In fact, Vestas considers blades and rotors such critical parts in wind turbine design that it has decided not to outsource their manufacturing. At the Vestas lab in Denmark, the design team uses a software called Vestas Turbine Simulator to optimize each rotor so that it will last 20 years, or 10 billion cycles, Jorgensen says. In addition, each Vestas blade is made in one single mold so that the company can eliminate joining errors, Jorgensen adds.
Also critical in windmill design is the controller, which monitors and controls the blade pitch-the turning of the blades around their longitudinal axis to optimize power output. On both the Vestas V90 and GE 3.6-MW models is a microprocessor-based controller for pitch control. Monitoring the wind turbine's power output at all times, these controllers can order the blades to turn slightly out of the wind when the output becomes too high, or turn back into the wind if the wind drops.

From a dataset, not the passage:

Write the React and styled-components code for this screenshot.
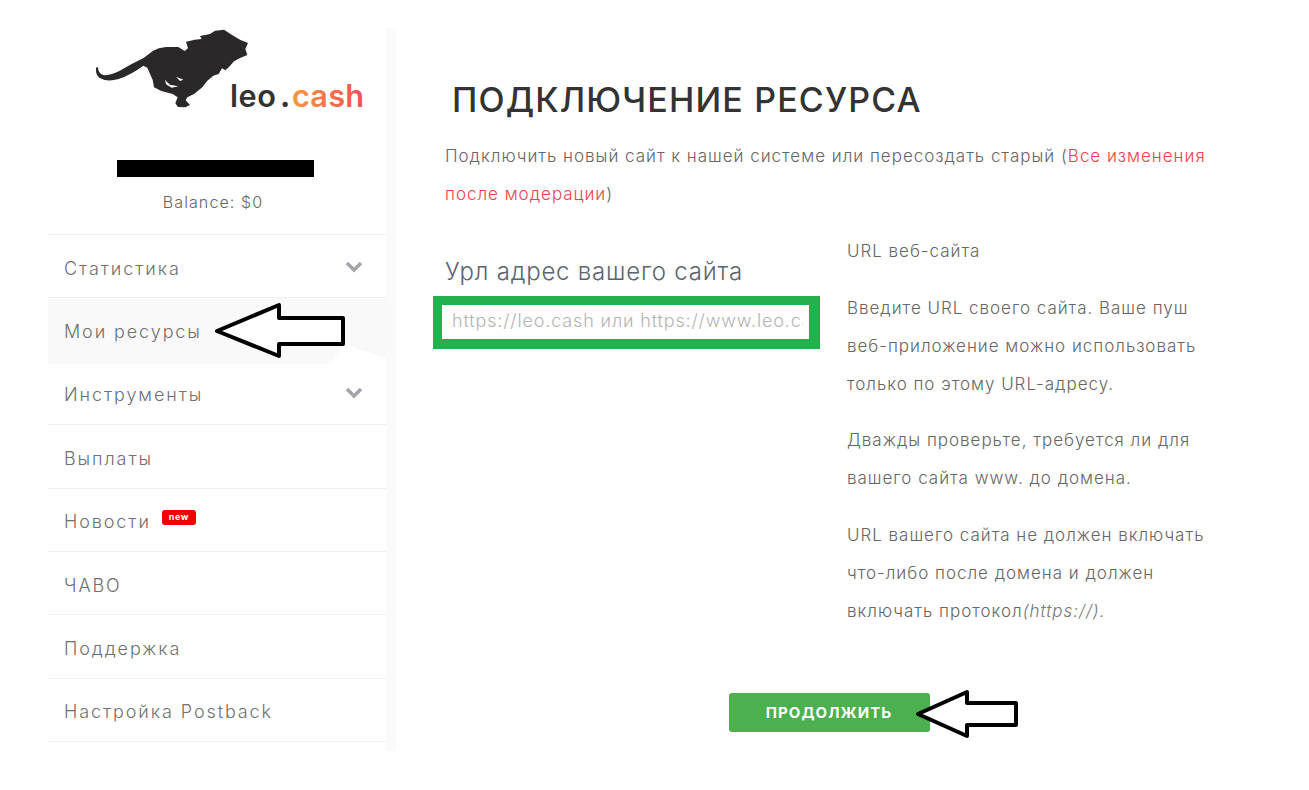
import styled, { createGlobalStyle } from 'styled-components'

const GlobalStyle = createGlobalStyle`
    html, body {
        margin: 0;
        padding: 0;
        background: #fff;
    }
    * {
        box-sizing: border-box;
    }
`

const Page = styled.div`
    position: relative;
    width: 1309px;
    height: 790px;
    overflow: hidden;
    display: flex;
    align-items: flex-start;
    padding: 28px 0 0 48px;
    background: #fff;
    font-family: "Inter", "Liberation Sans", sans-serif;
`

const Sidebar = styled.aside`
    width: 338px;
    flex-shrink: 0;
    background: #fff;
    box-shadow: 10px 0 0 #fafafa;
    padding-bottom: 9px;
`

const SidebarHead = styled.div`
    height: 206px;
    display: flex;
    flex-direction: column;
`

const LogoSvg = styled.svg`
    display: block;
    width: 280px;
    height: 87px;
    margin-left: 42px;
`

const HiddenName = styled.div`
    width: 197px;
    height: 17px;
    margin: 45px 0 0 69px;
    background: #000;
`

const Balance = styled.p`
    margin: 15px 0 0;
    width: 330px;
    text-align: center;
    font-size: 16px;
    font-weight: 300;
    letter-spacing: 1.1px;
    line-height: 20px;
    color: #666;
`

const Nav = styled.nav`
    border-top: 1px solid #eeeeee;
`

const NavRow = styled.div`
    position: relative;
    z-index: ${props => (props.$active ? 1 : 0)};
    height: 63.4px;
    display: flex;
    align-items: center;
    justify-content: space-between;
    padding: 4px 23px 0 16px;
    border-bottom: 1px solid ${props => (props.$active ? '#f9f9f9' : '#f0f0f0')};
    background: ${props => (props.$active ? '#f9f9f9' : '#fff')};
    box-shadow: ${props => (props.$active ? '0 2px 0 #f9f9f9' : 'none')};
`

const NavLabel = styled.span`
    display: flex;
    align-items: center;
    font-size: 18px;
    font-weight: 300;
    letter-spacing: 1.9px;
    color: #707070;
`

const Badge = styled.span`
    width: 34px;
    height: 15px;
    margin: 0 0 9px 11px;
    border-radius: 3px;
    background: #f20000;
    color: #fff;
    font-size: 9px;
    font-weight: 700;
    line-height: 14px;
    letter-spacing: 0.5px;
    text-align: center;
`

const Chevron = styled.svg`
    display: block;
    width: 18px;
    height: 12px;
    margin-bottom: 3px;
    fill: none;
    stroke: #a2a6aa;
    stroke-width: 3.6;
`

const Main = styled.main`
    width: 792px;
    margin-left: 47px;
    padding-top: 52px;
`

const Title = styled.h1`
    margin: 0 0 0 19px;
    font-size: 34px;
    line-height: 40px;
    font-weight: 500;
    letter-spacing: 1.15px;
    color: #333;
`

const Lead = styled.p`
    margin: 17px 0 0 12px;
    width: 770px;
    font-size: 17px;
    font-weight: 300;
    letter-spacing: 0.98px;
    line-height: 38px;
    color: #666;
`

const Accent = styled.span`
    color: #f0424a;
`

const Columns = styled.div`
    display: flex;
    gap: 27px;
    margin-top: 19px;
`

const FormColumn = styled.div`
    width: 387px;
    flex-shrink: 0;
    padding-top: 20px;
`

const FieldLabel = styled.label`
    display: block;
    margin-left: 12px;
    font-size: 24px;
    font-weight: 300;
    letter-spacing: 0.8px;
    line-height: 40px;
    color: #5b6470;
`

const UrlInput = styled.input`
    display: block;
    width: 387px;
    height: 53px;
    margin-top: 4px;
    padding: 0 6px 3px 10px;
    border-style: solid;
    border-color: #22b14c;
    border-width: 9px 11px 10px 9px;
    outline: none;
    background: #fff;
    font-family: inherit;
    font-size: 18px;
    font-weight: 300;
    letter-spacing: 0.85px;
    color: #444;

    &::placeholder {
        color: #b4b4b4;
        opacity: 1;
    }
`

const HelpColumn = styled.div`
    width: 365px;
`

const HelpText = styled.p`
    margin: 0 0 18.5px;
    font-size: 17px;
    font-weight: 300;
    letter-spacing: 0.98px;
    line-height: 38px;
    color: #666;

    em {
        color: #777;
    }
`

const Actions = styled.div`
    display: flex;
    justify-content: center;
    margin-top: 45px;
`

const NextButton = styled.button`
    width: 201px;
    height: 39px;
    border: none;
    border-radius: 3px;
    background: #4caf50;
    color: #fff;
    font-family: inherit;
    font-size: 15px;
    font-weight: 700;
    letter-spacing: 1.1px;
`

// стрелки нарисованы поверх скриншота
const Annotation = styled.svg`
    position: absolute;
    left: 0;
    top: 0;
    z-index: 2;
    pointer-events: none;
`

const menu = [
    { label: 'Статистика', arrow: true },
    { label: 'Мои ресурсы', active: true },
    { label: 'Инструменты', arrow: true },
    { label: 'Выплаты' },
    { label: 'Новости', badge: 'new' },
    { label: 'ЧАВО' },
    { label: 'Поддержка' },
    { label: 'Настройка Postback' },
]

function Logo() {
    return (
        <LogoSvg viewBox="0 9 840 261">
            <defs>
                <linearGradient id="cash" gradientUnits="userSpaceOnUse" x1="606" x2="822" y1="0" y2="0">
                    <stop offset="0" stopColor="#f8983a" />
                    <stop offset="1" stopColor="#f34d5c" />
                </linearGradient>
            </defs>
            <path
                fill="#2a2829"
                d="M24 126 Q24 146 40 150 Q62 153 92 136 Q128 114 162 98 L188 78 Q205 68 228 66 L265 66 L284 78 L294 70 L288 50 L314 44 L335 42 L330 33 L360 27 L375 17 L402 14 L425 29 L450 44 L474 54 L466 72 L472 90 L452 98 L432 109 L417 126 L406 136 L396 130 L386 147 L370 152 L352 167 L337 187 L312 207 L292 217 L287 226 L300 240 L286 247 L264 246 L256 235 L263 217 L248 207 L214 198 L192 187 L188 165 L172 128 L160 122 Q125 148 86 162 Q50 172 28 158 Q16 148 18 128 Z"
            />
            <path fill="#fff" d="M225 165 L240 179 L265 184 L245 188 L228 178 Z M258 155 L280 164 L270 168 Z" />
            <text x="420" y="246" fontFamily="Inter, sans-serif" fontSize="92" fontWeight="600" fill="#333" textLength="138" lengthAdjust="spacing">leo</text>
            <text x="570" y="246" fontFamily="Inter, sans-serif" fontSize="92" fontWeight="700" fill="#333">.</text>
            <text x="606" y="246" fontFamily="Inter, sans-serif" fontSize="92" fontWeight="600" fill="url(#cash)" textLength="216" lengthAdjust="spacing">cash</text>
        </LogoSvg>
    )
}

function App() {
    return (
        <Page>
            <GlobalStyle />
            <Sidebar>
                <SidebarHead>
                    <Logo />
                    <HiddenName />
                    <Balance>Balance: $0</Balance>
                </SidebarHead>
                <Nav>
                    {menu.map(item => (
                        <NavRow key={item.label} $active={item.active}>
                            <NavLabel>
                                {item.label}
                                {item.badge && <Badge>{item.badge}</Badge>}
                            </NavLabel>
                            {item.arrow && (
                                <Chevron viewBox="0 0 18 12">
                                    <path d="M2 2 L9 9 L16 2" />
                                </Chevron>
                            )}
                        </NavRow>
                    ))}
                </Nav>
            </Sidebar>
            <Main>
                <Title>ПОДКЛЮЧЕНИЕ РЕСУРСА</Title>
                <Lead>
                    Подключить новый сайт к нашей системе или пересоздать старый (<Accent>Все изменения после модерации</Accent>)
                </Lead>
                <Columns>
                    <FormColumn>
                        <FieldLabel>Урл адрес вашего сайта</FieldLabel>
                        <UrlInput placeholder="https://leo.cash или https://www.leo.cash" />
                    </FormColumn>
                    <HelpColumn>
                        <HelpText>URL веб-сайта</HelpText>
                        <HelpText>Введите URL своего сайта. Ваше пуш веб-приложение можно использовать только по этому URL-адресу.</HelpText>
                        <HelpText>Дважды проверьте, требуется ли для вашего сайта www. до домена.</HelpText>
                        <HelpText>URL вашего сайта не должен включать что-либо после домена и должен включать протокол<em>(https://).</em></HelpText>
                    </HelpColumn>
                </Columns>
                <Actions>
                    <NextButton>ПРОДОЛЖИТЬ</NextButton>
                </Actions>
            </Main>
            <Annotation width="1309" height="790" viewBox="0 0 1309 790">
                <polygon fill="#fff" points="328,366 345,345 386,358 386,366" />
                <polygon
                    fill="#fff"
                    stroke="#000"
                    strokeWidth="4"
                    strokeLinejoin="round"
                    points="217,331 279,305 279,318 343,318 343,344 279,344 279,356"
                />
                <polygon
                    fill="#fff"
                    stroke="#000"
                    strokeWidth="4"
                    strokeLinejoin="round"
                    points="918,714 967,692 967,703 1016,703 1016,725 967,725 967,736"
                />
            </Annotation>
        </Page>
    )
}

export default App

On the latest Vestas and GE machines, blades can rotate in pitch at a few degrees independent of each other.
Pitch control also minimizes machine fatigue by slowing, sometimes even stalling, rotors in the case of strong wind, adds Christine Deal de Azua, spokeswoman of the AWEA. Such fatigue control is critical because most wind turbines receive maintenance only two times a year, comments Jim Lyons, GE's chief engineer of research.
Despite all these efforts, the wind industry still has room for improvement for sure. GE, for example, is looking into putting more carbon fiber into the blades to reduce the mass, Lyons says. That will lower costs, since simply shipping a 40m-diameter rotor can account for up to 10% of the turbine costs, Avagliano explains. Vestas has also asked its vendors to manufacture noiseless gearboxes by adopting helical gears to ease the noise concern about wind turbines, Jorgensen comments.
But the biggest growth hurdle of the wind industry-at least in the U.S.-lies outside the engineering arena, comments Deal de Azua. It's the costs to the consumers and utilities.
Today, wind produces less than 1% of electricity in the U.S., the AWEA says. But that number may reach 6% by 2020 if the federal government provides production incentives to the wind-energy industry as has been done in California. The state provides 50% cash rebate for small wind (10 kW or less) and other renewable energy systems. As of the end of 2002, California reported a wind power capacity of 1,822.3 MW, or 38.9% of the nationwide capacity.
The AWEA hopes that Congress will extend the wind energy production tax credit, enacted in 1992, that provides a 1.5-cent credit per kWh of electricity produced from wind technology. The existing legislation is expiring on Dec. 31, 2003.
"We can generate smoother and more growth if we can have more consistent support," says Kathy Belyeu of Strategic Communications at the AWEA.